** START OF Items **
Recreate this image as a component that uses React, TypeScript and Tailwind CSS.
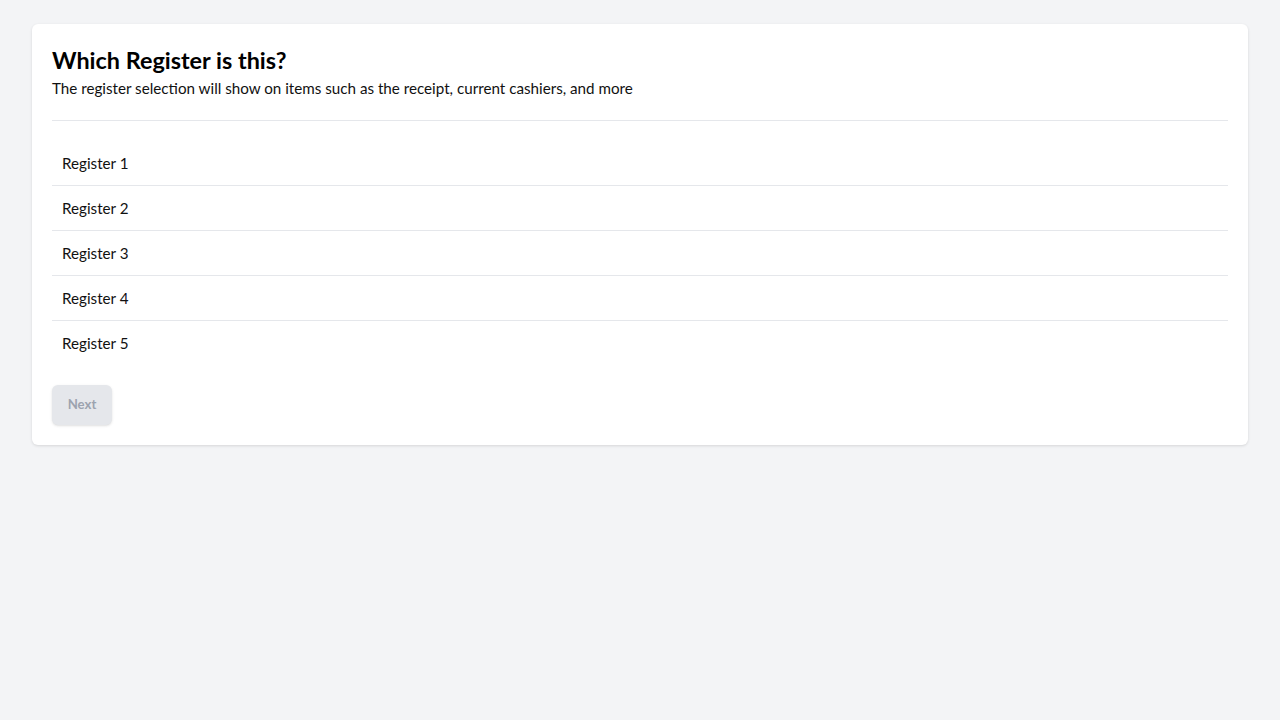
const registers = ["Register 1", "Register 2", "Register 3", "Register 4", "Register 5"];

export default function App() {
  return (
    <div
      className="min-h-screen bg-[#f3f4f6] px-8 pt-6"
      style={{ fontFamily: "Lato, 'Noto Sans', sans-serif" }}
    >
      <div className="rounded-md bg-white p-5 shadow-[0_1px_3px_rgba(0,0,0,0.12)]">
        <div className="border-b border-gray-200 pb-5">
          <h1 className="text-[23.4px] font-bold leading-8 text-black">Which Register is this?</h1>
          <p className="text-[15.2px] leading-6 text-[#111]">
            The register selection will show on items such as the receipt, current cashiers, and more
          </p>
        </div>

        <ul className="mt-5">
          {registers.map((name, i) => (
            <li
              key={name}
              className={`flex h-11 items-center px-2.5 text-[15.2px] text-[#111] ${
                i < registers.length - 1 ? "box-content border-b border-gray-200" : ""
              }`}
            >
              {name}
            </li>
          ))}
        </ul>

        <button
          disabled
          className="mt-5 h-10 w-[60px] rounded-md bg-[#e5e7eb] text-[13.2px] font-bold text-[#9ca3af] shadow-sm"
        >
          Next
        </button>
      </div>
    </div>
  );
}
** END OF Items **
** START OF Items **
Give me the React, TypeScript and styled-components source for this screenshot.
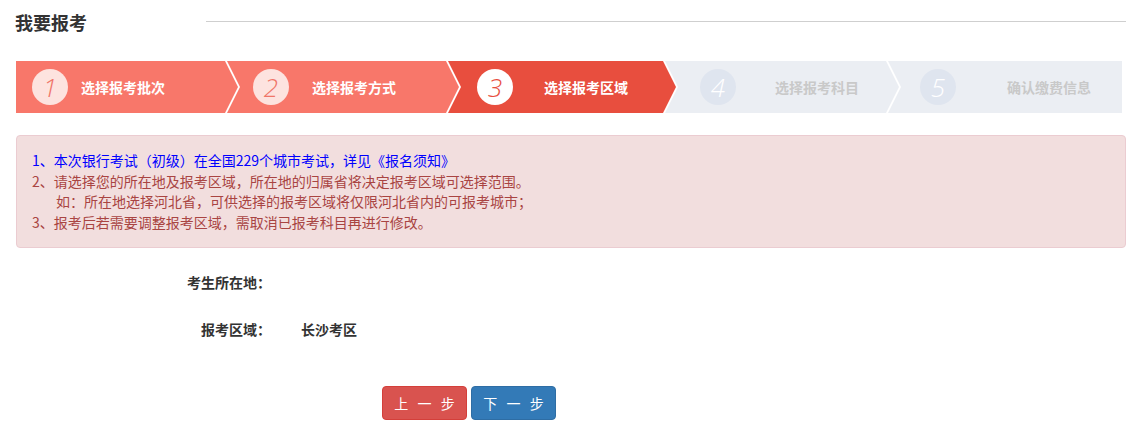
** END OF Items **
* Stated exercise
Tally the lines of the listing in which the word "React" occurs, and state the total alone.

* Reply
2